En son cœur, cette crise sera très profonde. Comme le disait l’écrivain néerlandais Godfried Bomans le siècle passé: un statisticien traversait en toute confiance une rivière d’une profondeur moyenne d’un mètre. Il s’est noyé. Gardez ça en tête.
C’est comme traverser un cours d’eau profond en voiture. La voiture doit continuer à rouler et ne pas prendre l’eau surtout au point le plus profond. Transposons l'analogie aux investissements. Nous sommes face à une profonde vallée et nous remonterons rapidement l'autre versant. Au creux de cette vallée, les investissements devront toutefois tenir le coup, sans dépendre d’un soutien de l’État ni rencontrer de problèmes de refinancement.
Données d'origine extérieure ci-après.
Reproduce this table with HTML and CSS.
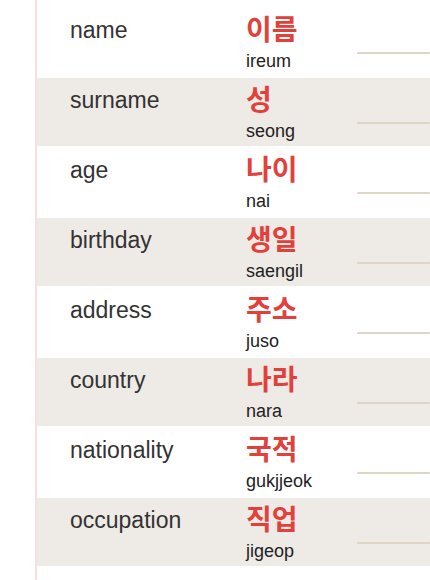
FILE: index.html
```html
<!DOCTYPE html>
<html lang="en">
<head>
<meta charset="utf-8">
<link rel="stylesheet" href="styles.css">
</head>
<body>
<div class="sheet">
  <div class="row"><div class="label">name</div><div class="ko"><div class="hangul">이름</div><div class="roman">ireum</div></div><div class="blank"></div></div>
  <div class="row shaded"><div class="label">surname</div><div class="ko"><div class="hangul">성</div><div class="roman">seong</div></div><div class="blank"></div></div>
  <div class="row"><div class="label">age</div><div class="ko"><div class="hangul">나이</div><div class="roman">nai</div></div><div class="blank"></div></div>
  <div class="row shaded"><div class="label">birthday</div><div class="ko"><div class="hangul">생일</div><div class="roman">saengil</div></div><div class="blank"></div></div>
  <div class="row"><div class="label">address</div><div class="ko"><div class="hangul">주소</div><div class="roman">juso</div></div><div class="blank"></div></div>
  <div class="row shaded"><div class="label">country</div><div class="ko"><div class="hangul">나라</div><div class="roman">nara</div></div><div class="blank"></div></div>
  <div class="row"><div class="label">nationality</div><div class="ko"><div class="hangul">국적</div><div class="roman">gukjjeok</div></div><div class="blank"></div></div>
  <div class="row shaded"><div class="label">occupation</div><div class="ko"><div class="hangul">직업</div><div class="roman">jigeop</div></div><div class="blank"></div></div>
</div>
</body>
</html>
```
FILE: styles.css
```css
html, body {
  margin: 0;
  padding: 0;
  background: #ffffff;
  overflow: hidden;
}
body {
  font-family: "Liberation Sans", Arial, sans-serif;
}
.sheet {
  margin-left: 35px;
  border-left: 2px solid #f6e0de;
  min-height: 100vh;
  padding-top: 8px;
  display: flex;
  flex-direction: column;
  gap: 2px;
  box-sizing: border-box;
}
.row {
  height: 68px;
  display: grid;
  grid-template-columns: 176px 111px 1fr;
  padding-left: 33px;
}
.row.shaded {
  background: #eeeae6;
}
.label {
  font-size: 23px;
  line-height: 23px;
  color: #333333;
  padding-top: 11px;
}
.ko {
  display: flex;
  flex-direction: column;
}
.hangul {
  font-family: "Noto Sans CJK KR", sans-serif;
  font-weight: 700;
  font-size: 28px;
  line-height: 28px;
  color: #e2413b;
  padding-top: 6px;
}
.roman {
  font-size: 18px;
  line-height: 18px;
  color: #222222;
  margin-top: 10px;
}
.blank {
  margin-top: 44px;
  height: 2px;
  background: #ddd5c6;
  border-radius: 1px;
}
```
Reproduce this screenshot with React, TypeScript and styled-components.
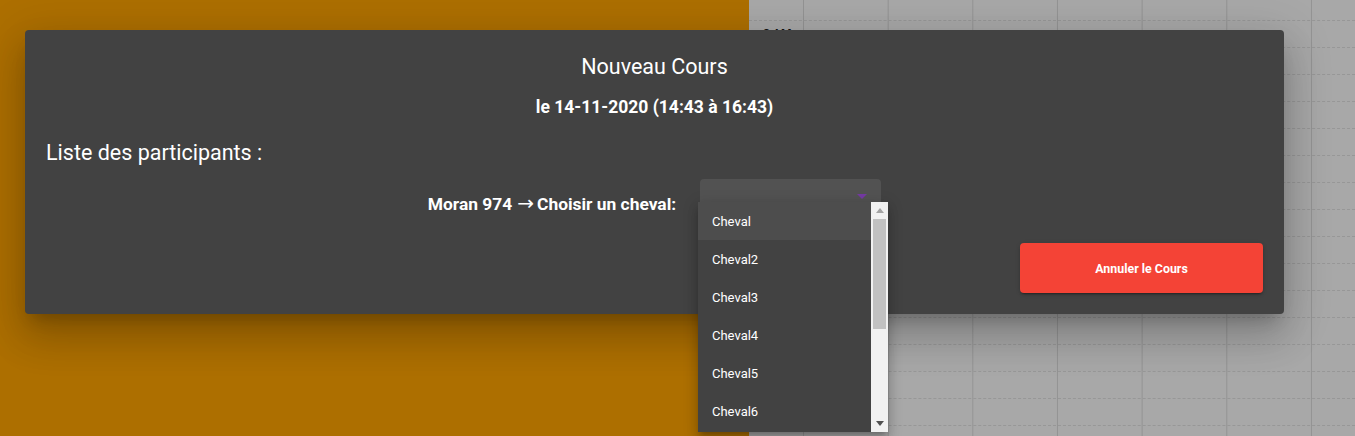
import styled, { createGlobalStyle } from "styled-components";

const GlobalStyle = createGlobalStyle`
  * { box-sizing: border-box; }
  html, body { margin: 0; padding: 0; }
  body {
    font-family: Roboto, "Liberation Sans", Arial, sans-serif;
    width: 1355px;
    height: 436px;
    overflow: hidden;
  }
`;

const Page = styled.div`
  position: relative;
  width: 1355px;
  height: 436px;
  display: flex;
  overflow: hidden;
`;

const OrangePanel = styled.div`
  width: 749px;
  background: #ad6f00;
`;

const Calendar = styled.div`
  flex: 1;
  background-color: #a8a8a8;
  background-image: linear-gradient(to right, #939393 1px, transparent 1px);
  background-size: 84.67px 100%;
  background-position: 54px 0;
  display: flex;
  flex-direction: column;
`;

const Slot = styled.div<{ $first?: boolean }>`
  height: ${(p) => (p.$first ? "21px" : "27px")};
  border-bottom: 1px dashed #979797;
  padding-left: 14px;
  font-size: 12px;
  font-weight: bold;
  color: #111;
  line-height: 26px;
`;

const Modal = styled.div`
  position: absolute;
  left: 25px;
  top: 30px;
  width: 1259px;
  height: 284px;
  background: #424242;
  border-radius: 4px;
  box-shadow: 0 11px 15px -7px rgba(0, 0, 0, 0.2),
    0 24px 38px 3px rgba(0, 0, 0, 0.14), 0 9px 46px 8px rgba(0, 0, 0, 0.12);
  padding: 25px 21px 21px;
  display: flex;
  flex-direction: column;
  color: #fff;
`;

const Title = styled.h2`
  margin: 0;
  font-size: 21.5px;
  font-weight: 400;
  line-height: 24px;
  text-align: center;
`;

const Subtitle = styled.h3`
  margin: 18px 0 0;
  font-size: 17.5px;
  font-weight: 700;
  line-height: 20px;
  text-align: center;
`;

const SectionTitle = styled.h3`
  margin: 24px 0 0;
  font-size: 21.5px;
  font-weight: 400;
  line-height: 24px;
`;

const ParticipantRow = styled.div`
  margin-top: 14px;
  display: flex;
  justify-content: center;
  align-items: flex-start;
  gap: 24px;
`;

const ParticipantLabel = styled.span`
  font-size: 17.4px;
  font-weight: 700;
  line-height: 20px;
  margin-top: 15px;
  white-space: nowrap;
`;

const Arrow = styled.span`
  font-family: "DejaVu Sans", sans-serif;
  font-weight: 400;
  font-size: 20px;
  line-height: 0;
  margin: 0 3px 0 5px;
`;

const SelectBox = styled.div`
  position: relative;
  width: 181px;
  height: 36px;
  background: #525252;
  border-radius: 4px 4px 0 0;
  display: flex;
  justify-content: flex-end;
  align-items: center;
  padding-right: 14px;
`;

const Footer = styled.div`
  margin-top: 28px;
  display: flex;
  justify-content: flex-end;
`;

const CancelButton = styled.button`
  width: 243px;
  height: 50px;
  border: none;
  border-radius: 4px;
  background: #f44336;
  color: #fff;
  font-family: Roboto, "Liberation Sans", Arial, sans-serif;
  font-size: 12.4px;
  font-weight: 700;
  box-shadow: 0 3px 1px -2px rgba(0, 0, 0, 0.2), 0 2px 2px 0 rgba(0, 0, 0, 0.14),
    0 1px 5px 0 rgba(0, 0, 0, 0.12);
`;

const Menu = styled.div`
  position: absolute;
  left: 698px;
  top: 202px;
  width: 190px;
  height: 230px;
  background: #424242;
  display: flex;
  box-shadow: 0 5px 5px -3px rgba(0, 0, 0, 0.2), 0 8px 10px 1px rgba(0, 0, 0, 0.14),
    0 3px 14px 2px rgba(0, 0, 0, 0.12);
  overflow: hidden;
`;

const MenuList = styled.ul`
  flex: 1;
  margin: 0;
  padding: 0;
  list-style: none;
`;

const MenuItem = styled.li<{ $active?: boolean }>`
  height: 38px;
  line-height: 39px;
  padding-left: 14px;
  font-size: 13px;
  color: #fff;
  background: ${(p) => (p.$active ? "#4d4d4d" : "transparent")};
`;

const Scrollbar = styled.div`
  width: 17px;
  background: #f1f1f1;
  display: flex;
  flex-direction: column;
  align-items: center;
`;

const ScrollArrow = styled.div`
  height: 17px;
  display: flex;
  align-items: center;
  justify-content: center;
`;

const ScrollTrack = styled.div`
  flex: 1;
  width: 100%;
  padding: 0 2px;
`;

const ScrollThumb = styled.div`
  height: 110px;
  background: #c1c1c1;
`;

const horses = ["Cheval", "Cheval2", "Cheval3", "Cheval4", "Cheval5", "Cheval6"];

const App = () => {
  return (
    <>
      <GlobalStyle />
      <Page>
        <OrangePanel />
        <Calendar>
          <Slot $first />
          <Slot>8 AM</Slot>
          {Array.from({ length: 14 }).map((_, i) => (
            <Slot key={i} />
          ))}
        </Calendar>

        <Modal>
          <Title>Nouveau Cours</Title>
          <Subtitle>le 14-11-2020 (14:43 à 16:43)</Subtitle>
          <SectionTitle>Liste des participants :</SectionTitle>
          <ParticipantRow>
            <ParticipantLabel>
              Moran 974<Arrow>→</Arrow>Choisir un cheval:
            </ParticipantLabel>
            <SelectBox>
              <svg width="10" height="6" viewBox="0 0 10 6">
                <path d="M0 0 L10 0 L5 5 Z" fill="#7a35b0" opacity="0.85" />
              </svg>
            </SelectBox>
          </ParticipantRow>
          <Footer>
            <CancelButton>Annuler le Cours</CancelButton>
          </Footer>
        </Modal>

        <Menu>
          <MenuList>
            {horses.map((h, i) => (
              <MenuItem key={h} $active={i === 0}>
                {h}
              </MenuItem>
            ))}
          </MenuList>
          <Scrollbar>
            <ScrollArrow>
              <svg width="8" height="5" viewBox="0 0 8 5">
                <path d="M0 5 L8 5 L4 0 Z" fill="#a3a3a3" />
              </svg>
            </ScrollArrow>
            <ScrollTrack>
              <ScrollThumb />
            </ScrollTrack>
            <ScrollArrow>
              <svg width="8" height="5" viewBox="0 0 8 5">
                <path d="M0 0 L8 0 L4 5 Z" fill="#505050" />
              </svg>
            </ScrollArrow>
          </Scrollbar>
        </Menu>
      </Page>
    </>
  );
};

export default App;
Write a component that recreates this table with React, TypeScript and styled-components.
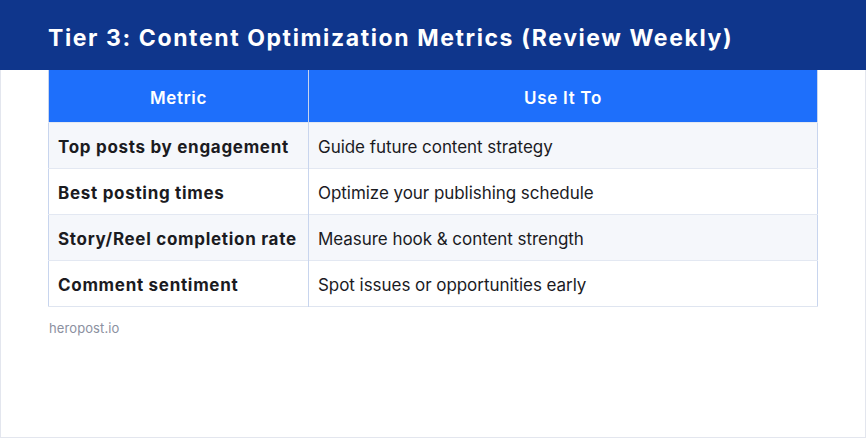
import React from "react";
import styled, { createGlobalStyle } from "styled-components";

const Global = createGlobalStyle`
  html, body { margin: 0; padding: 0; background: #ffffff; }
  body { font-family: "Inter", "Roboto", sans-serif; }
`;

const Frame = styled.div`
  box-sizing: border-box;
  width: 866px;
  height: 438px;
  border: 1px solid #e3e6ee;
  border-top: none;
  background: #ffffff;
  display: flex;
  flex-direction: column;
`;

const Banner = styled.header`
  box-sizing: border-box;
  background: #0f368c;
  height: 70px;
  margin: 0 -1px;
  padding: 5px 48px 0;
  display: flex;
  align-items: center;
`;

const Title = styled.h1`
  margin: 0;
  color: #ffffff;
  font-family: "Inter", sans-serif;
  font-weight: 700;
  font-size: 23px;
  letter-spacing: 1.6px;
`;

const Body = styled.div`
  padding: 0 47px;
  display: flex;
  flex-direction: column;
`;

const Table = styled.table`
  width: 770px;
  border-collapse: collapse;
  table-layout: fixed;
  border-left: 1px solid #c8d5ee;
  border-right: 1px solid #c8d5ee;
  border-bottom: 1px solid #dfe5f0;
`;

const HeadCell = styled.th<{ $w?: number }>`
  box-sizing: border-box;
  background: #1e6ffb;
  color: #ffffff;
  height: 52px;
  padding: 4px 10px 0;
  font-family: "Inter", sans-serif;
  font-weight: 600;
  font-size: 17px;
  letter-spacing: 0.7px;
  text-align: center;
  width: ${(p) => (p.$w ? `${p.$w}px` : "auto")};
  & + & { border-left: 1px solid #c8d5ee; }
`;

const Row = styled.tr<{ $alt: boolean }>`
  background: ${(p) => (p.$alt ? "#f5f7fb" : "#ffffff")};
  border-top: 1px solid #e3e8f2;
`;

const MetricCell = styled.td`
  box-sizing: border-box;
  height: 46px;
  padding: 3px 9px 0;
  font-family: "Inter", sans-serif;
  font-weight: 700;
  font-size: 17px;
  letter-spacing: 0.7px;
  color: #1b1b1f;
  white-space: nowrap;
  border-right: 1px solid #c8d5ee;
`;

const UseCell = styled.td`
  box-sizing: border-box;
  height: 46px;
  padding: 3px 9px 0;
  font-family: "Inter", sans-serif;
  font-weight: 400;
  font-size: 17px;
  letter-spacing: -0.05px;
  color: #1b1b1f;
  white-space: nowrap;
`;

const Footer = styled.div`
  margin-top: 13px;
  padding-left: 1px;
  font-family: "Inter", sans-serif;
  font-weight: 400;
  font-size: 13px;
  letter-spacing: 0.1px;
  color: #8b90a0;
`;

const rows = [
  ["Top posts by engagement", "Guide future content strategy"],
  ["Best posting times", "Optimize your publishing schedule"],
  ["Story/Reel completion rate", "Measure hook & content strength"],
  ["Comment sentiment", "Spot issues or opportunities early"],
];

export default function App() {
  return (
    <>
      <Global />
      <Frame>
        <Banner>
          <Title>Tier 3: Content Optimization Metrics (Review Weekly)</Title>
        </Banner>
        <Body>
          <Table>
            <thead>
              <tr>
                <HeadCell $w={260}>Metric</HeadCell>
                <HeadCell>Use It To</HeadCell>
              </tr>
            </thead>
            <tbody>
              {rows.map(([m, u], i) => (
                <Row key={m} $alt={i % 2 === 0}>
                  <MetricCell>{m}</MetricCell>
                  <UseCell>{u}</UseCell>
                </Row>
              ))}
            </tbody>
          </Table>
          <Footer>heropost.io</Footer>
        </Body>
      </Frame>
    </>
  );
}
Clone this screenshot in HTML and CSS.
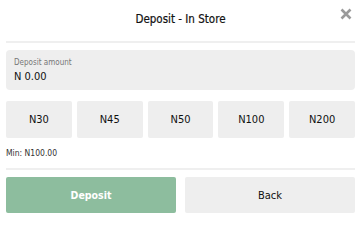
FILE: index.html
```html
<!DOCTYPE html>
<html>
<head>
<meta charset="utf-8">
<link rel="stylesheet" href="styles.css">
</head>
<body>
<div class="modal">
  <div class="header">
    <div class="title">Deposit - In Store</div>
    <div class="close" aria-label="close">
      <svg width="12" height="12" viewBox="0 0 12 12"><path d="M1.5 1.5 L10.5 10.5 M10.5 1.5 L1.5 10.5" stroke="#9a9a9a" stroke-width="2.6" stroke-linecap="butt"/></svg>
    </div>
  </div>
  <div class="field">
    <div class="label">Deposit amount</div>
    <div class="value">N 0.00</div>
  </div>
  <div class="presets">
    <div class="preset">N30</div>
    <div class="preset">N45</div>
    <div class="preset">N50</div>
    <div class="preset">N100</div>
    <div class="preset">N200</div>
  </div>
  <div class="min">Min: N100.00</div>
  <div class="actions">
    <div class="btn primary">Deposit</div>
    <div class="btn secondary">Back</div>
  </div>
</div>
</body>
</html>
```
FILE: styles.css
```css
html, body {
  margin: 0;
  padding: 0;
  background: #fff;
}
body {
  font-family: "DejaVu Sans Condensed", "DejaVu Sans", sans-serif;
  color: #222;
}
.modal {
  width: 363px;
  padding: 0 8px 0 6px;
  box-sizing: border-box;
}
.header {
  position: relative;
  height: 41px;
  border-bottom: 2px solid #efefef;
  display: flex;
  align-items: center;
  justify-content: center;
}
.title {
  font-size: 11.5px;
  color: #111;
  margin-top: -3px;
  -webkit-text-stroke: 0.2px #111;
}
.close {
  position: absolute;
  right: 3px;
  top: 8px;
  width: 12px;
  height: 12px;
}
.close svg { display: block; }
.field {
  margin-top: 7px;
  height: 40px;
  background: #eeeeee;
  border-radius: 4px;
  padding: 8px 8px 0 8px;
  box-sizing: border-box;
}
.label {
  font-size: 8px;
  color: #777;
  line-height: 10px;
}
.value {
  font-size: 11px;
  color: #111;
  line-height: 14px;
  margin-top: 2px;
}
.presets {
  margin-top: 11px;
  display: grid;
  grid-template-columns: repeat(5, 1fr);
  gap: 5px;
}
.preset {
  height: 37px;
  background: #eeeeee;
  border-radius: 2px;
  display: flex;
  align-items: center;
  justify-content: center;
  font-size: 11px;
  color: #111;
}
.min {
  font-size: 8.5px;
  color: #333;
  margin-top: 10px;
  line-height: 11px;
  padding-bottom: 9px;
  border-bottom: 2px solid #efefef;
}
.actions {
  margin-top: 7px;
  display: grid;
  grid-template-columns: 1fr 1fr;
  gap: 9px;
}
.btn {
  height: 36px;
  border-radius: 2px;
  display: flex;
  align-items: center;
  justify-content: center;
  font-size: 11px;
}
.primary {
  background: #8dbd9e;
  color: #fff;
  font-weight: bold;
  font-size: 10.5px;
}
.secondary {
  background: #eeeeee;
  color: #111;
}
```
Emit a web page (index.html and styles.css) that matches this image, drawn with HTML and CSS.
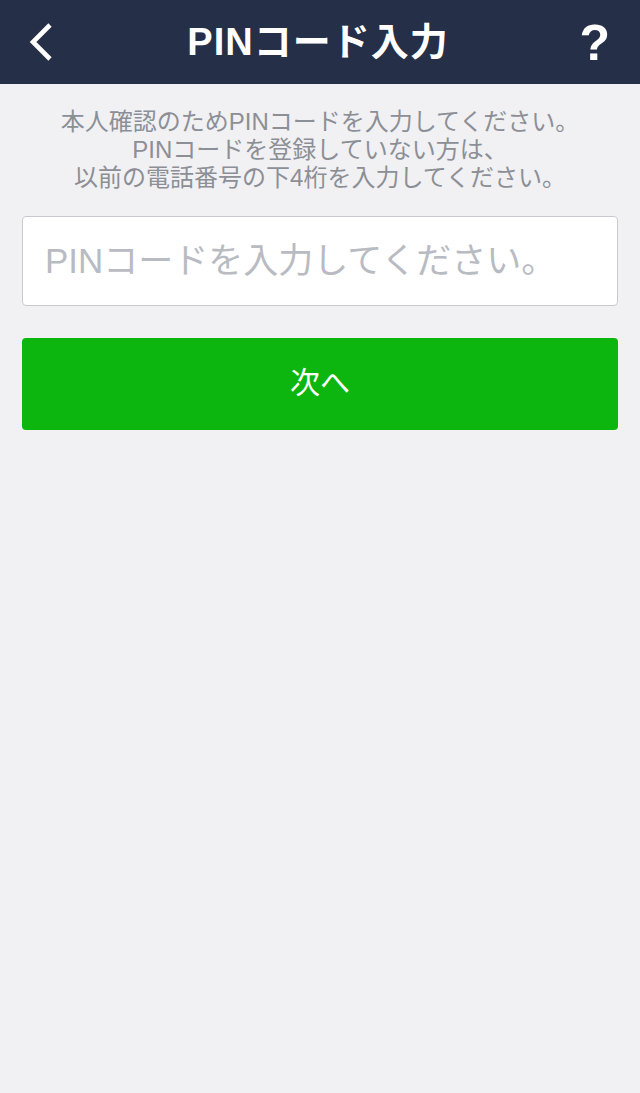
FILE: index.html
```html
<!DOCTYPE html>
<html lang="ja">
<head>
<meta charset="utf-8">
<title>PINコード入力</title>
<link rel="stylesheet" href="styles.css">
</head>
<body>
<header class="navbar">
  <button class="nav-back" aria-label="戻る">
    <svg width="30" height="40" viewBox="0 0 30 40"><polyline points="22,3 5,20 22,37" fill="none" stroke="#ffffff" stroke-width="4.6" stroke-linecap="butt" stroke-linejoin="miter"/></svg>
  </button>
  <h1 class="nav-title">PINコード入力</h1>
  <button class="nav-help" aria-label="ヘルプ">?</button>
</header>
<main class="content">
  <p class="desc">本人確認のためPINコードを入力してください。<br>PINコードを登録していない方は、<br>以前の電話番号の下4桁を入力してください。</p>
  <input class="pin-input" type="text" placeholder="PINコードを入力してください。">
  <button class="next-btn">次へ</button>
</main>
</body>
</html>
```
FILE: styles.css
```css
html, body {
  margin: 0;
  padding: 0;
}
body {
  background: #f1f1f3;
  font-family: "Liberation Sans", "Noto Sans CJK JP", sans-serif;
  width: 640px;
  min-height: 1093px;
}
.navbar {
  height: 84px;
  background: #252f48;
  display: flex;
  align-items: center;
  justify-content: space-between;
  padding: 0 26px 0 26px;
  box-sizing: border-box;
}
.nav-back {
  background: none;
  border: 0;
  padding: 0;
  width: 40px;
  height: 40px;
  display: flex;
  align-items: center;
  justify-content: flex-start;
  margin-left: 2px;
}
.nav-title {
  margin: 0 0 0 -2px;
  color: #ffffff;
  font-size: 38px;
  font-weight: bold;
  letter-spacing: 1px;
  line-height: 1;
}
.nav-help {
  background: none;
  border: 0;
  padding: 0;
  color: #ffffff;
  font-family: "Liberation Sans", sans-serif;
  font-weight: bold;
  font-size: 50px;
  line-height: 1;
  width: 40px;
  text-align: right;
  margin-top: 2px;
  margin-right: 4px;
}
.content {
  display: flex;
  flex-direction: column;
  padding: 24px 22px 0 22px;
}
.desc {
  margin: 0;
  text-align: center;
  color: #8c8f96;
  font-size: 24px;
  line-height: 28px;
}
.pin-input {
  margin-top: 24px;
  height: 90px;
  box-sizing: border-box;
  border: 1px solid #c9cacf;
  border-radius: 4px;
  background: #ffffff;
  padding: 0 22px;
  font-family: "Liberation Sans", "Noto Sans CJK JP", sans-serif;
  font-size: 35px;
  color: #333;
  outline: none;
}
.pin-input::placeholder {
  color: #b8bbc2;
}
.next-btn {
  margin-top: 32px;
  height: 92px;
  border: 0;
  border-radius: 4px;
  background: #0cb60e;
  color: #ffffff;
  font-family: "Liberation Sans", "Noto Sans CJK JP", sans-serif;
  font-size: 30px;
  padding: 0 0 8px 0;
}
```
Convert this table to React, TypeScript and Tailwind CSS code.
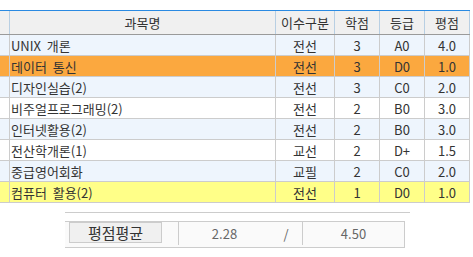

Dans nos portefeuilles et fonds technologiques, nous préférons donc nous concentrer sur les entreprises capables de survivre au fond de la vallée et d'afficher un solide potentiel de redressement à la sortie. Parmi les caractéristiques importantes à nos yeux, citons un marché oligopolistique, un leadership novateur, un solide bilan assorti d'une solide trésorerie nette, des flux de trésorerie positifs et de la marge pour maintenir le dividende, mais aussi intensifier un programme de rachat d’actions à faible cours. Cette recette n’immunise évidemment pas totalement le portefeuille contre les baisses, mais elle nous permet jusqu’à présent de réaliser une meilleure performance que nos indices de référence en 2020. Elle nous donne aussi confiance pour traverser cette crise. À bientôt de l'autre côté de la vallée.